En 1944, Pierre Ramognino fut affecté administrativement sur un
poste d’enseignant qu’il ne prit qu’après son
retour pendant les dix ans de son mandat de maire d’Arzew pendant
lequel il réorganisa la coopérative de pêcheurs,
réalisa des œuvres sociales (aides aux personnes
âgées), l’assainissement, la réfection des
égouts, le reboisement… Toujours socialiste SFIO, il
adhéra à l’association « Citoyens du monde
»
Durant la guerre d’Algérie, Pierre Ramonigno assura la
permanence de la fédération socialiste d’Oranie et
fut chargé de mission au cabinet de [Robert Lacoste->115075],
ministre de l’Algérie. Il s’efforça de
maintenir le maximum de relations avec le monde algérien.

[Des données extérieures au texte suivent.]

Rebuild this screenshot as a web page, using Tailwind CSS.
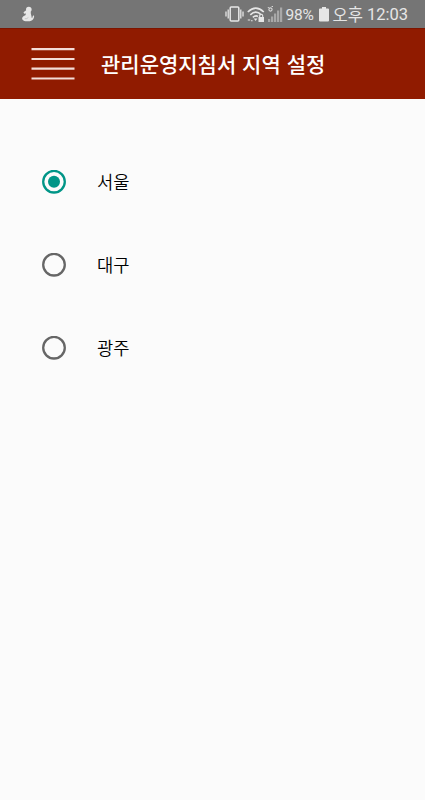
<!DOCTYPE html>
<html lang="ko">
  <head>
    <meta charset="utf-8" />
    <meta name="viewport" content="width=device-width, initial-scale=1" />
    <title>관리운영지침서 지역 설정</title>
    <script src="https://cdn.jsdelivr.net/npm/@tailwindcss/browser@4"></script>
  </head>
  <body class="h-[800px] overflow-hidden bg-[#fbfbfb] font-['Noto_Sans_CJK_KR',sans-serif] text-black">
    <!-- Status bar -->
    <div class="flex h-7 items-center bg-[#757575] pl-[21px] pr-[17px] text-[#e6e6e6]">
      <svg class="h-5 w-4" viewBox="0 0 16 20" fill="currentColor">
        <circle cx="7.8" cy="5.5" r="2.8" />
        <path d="M5.5 6 2.5 8.2 3.2 9.8 5 9.5 4.4 11.2C1.8 12 .8 13.5 1.2 15.2 2.5 17.3 5 17.5 7.5 17.3 11.5 17 13.6 14.6 13 11.2L11.8 11.9 11.4 13.8 10.6 13.8C10.8 11.6 9.4 10 9.8 7.5Z" />
        <path d="M3.8 14.7Q6 15.2 7.4 13.4" fill="none" stroke="#b0b0b0" stroke-width=".6" />
      </svg>
      <div class="ml-auto flex items-center">
        <svg class="h-5 w-[19px]" viewBox="0 0 19 20" fill="none" stroke="currentColor" stroke-width="1.5">
          <rect x="5.2" y="3" width="8.6" height="14" rx="1" />
          <path d="M3.2 5.5v9M15.8 5.5v9M1 7.5v5M18 7.5v5" stroke-width="1.3" />
        </svg>
        <svg class="ml-[3px] h-5 w-[18px]" viewBox="0 0 18 20" fill="none" stroke="currentColor" stroke-width="1.6">
          <path d="M.8 8Q8.8.4 16.8 8M3.3 10.8Q8.8 5.6 14.3 10.8M5.8 13.4Q8.8 10.8 11 12.5" />
          <path d="M6.8 14.6h3.6L8.6 17Z" fill="currentColor" stroke="none" />
          <path d="M.8 16h2.4M4 16.8h1.6" stroke-width="1.1" />
          <path d="M11.5 13H17v5h-5.500z" fill="currentColor" stroke="none" />
          <path d="M12.7 13.500v-1.700a1.500 1.500 0 0 1 3 0v1.700" stroke-width="1.100" />
        </svg>
        <svg class="ml-0.5 h-5 w-[17px]" viewBox="0 0 17 20" fill="#a8a8a8">
          <path d="M1 15h2.200v3H1zM4 12.500h2.200V18H4zM7 9.500h2.200V18H7zM10 6.500h2.200V18H10zM13 3.500h2.200V18H13z" />
          <circle cx="3.500" cy="5.500" r="1.600" fill="none" stroke="#d8d8d8" stroke-width="1.100" />
          <path d="M.8 3.500h1M4.600 2.500h1.400" stroke="#d8d8d8" />
        </svg>
        <span class="ml-0.5 w-[29px] whitespace-nowrap pt-px font-[Roboto] text-[15.5px] leading-7 tracking-[-0.2px]">98%</span>
        <svg class="ml-1 h-5 w-[10px]" viewBox="0 0 10 20" fill="currentColor">
          <path d="M3 3h4v1.400h2a1 1 0 0 1 1 1V16.500a1 1 0 0 1-1 1H1a1 1 0 0 1-1-1V5.400a1 1 0 0 1 1-1h2z" />
        </svg>
        <span class="ml-1 text-[16.5px] leading-7">오후</span>
        <span class="ml-1 pt-0.5 font-[Roboto] text-[16.5px] leading-7">12:03</span>
      </div>
    </div>

    <!-- App bar -->
    <header class="flex h-[71px] items-center border-t border-[#7d1500] bg-[#901b00] pl-[31px]">
      <button class="block" aria-label="메뉴">
        <svg class="h-8 w-11" viewBox="0 0 44 32" stroke="#f3ddd8" stroke-width="2.2">
          <path d="M.5 1.200h43M.5 11h43M.5 20.700h43M.5 30.500h43" />
        </svg>
      </button>
      <h1 class="ml-[26px] whitespace-nowrap pb-0.5 text-[21px] font-medium leading-8 text-white">관리운영지침서 지역 설정</h1>
    </header>

    <!-- Region choices -->
    <main class="flex flex-col pl-[42px] pt-[41px] font-[350]">
      <label class="flex h-[83px] items-center gap-[31px]">
        <svg class="size-6" viewBox="0 0 24 24">
          <circle cx="12" cy="11.700" r="10.800" fill="none" stroke="#009587" stroke-width="2.300" />
          <circle cx="12" cy="11.700" r="6" fill="#009587" />
        </svg>
        <span class="text-[17.7px]">서울</span>
      </label>
      <label class="flex h-[83px] items-center gap-[31px]">
        <svg class="size-6" viewBox="0 0 24 24">
          <circle cx="12" cy="11.700" r="10.800" fill="none" stroke="#666" stroke-width="2.300" />
        </svg>
        <span class="text-[17.7px]">대구</span>
      </label>
      <label class="flex h-[83px] items-center gap-[31px]">
        <svg class="size-6" viewBox="0 0 24 24">
          <circle cx="12" cy="11.700" r="10.800" fill="none" stroke="#666" stroke-width="2.300" />
        </svg>
        <span class="text-[17.7px]">광주</span>
      </label>
    </main>
  </body>
</html>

Condamné à mort par l’OAS, il fit rentrer en France
ses enfants, mais resta en Algérie avec son épouse
jusqu’en juillet 1962 malgré les deux plasticages de son
appartement.
Pierre Ramognino et son épouse revinrent d’Algérie
dès octobre 1962. Retraité il se mit au service de la
coopération entre la France et le nouvel état
algérien. Il organisa notamment des cours de formation
professionnelle pour les jeunes enseignants français
recrutés sans qualification pour faire face à la
rentrée scolaire de 1962-63. Par ses démarches, il
obtint des autorités françaises et des ambassades des
pays arabes un fonds de livres pour reconstituer la bibliothèque
pédagogique d’Oran.
Toujours socialiste, Pierre Ramognino fut membre du Parti socialiste et
membre du bureau de la section de La Seyne-sur-mer (Var) après
1962.
Pierre Ramognino, initié à la loge « Union
africaine » (Grand Orient de France en 1938, la dirigea
clandestinement entre 1962 et 1968. Vénérable
d’Honneur, chevalier Rose Croix, 18° au rite français,
il fut fait chevalier des Palmes académiques, Chevalier dans
l’Ordre national du mérite, chevalier de la Légion
d’Honneur.
Sources : Témoignage de l’intéressé.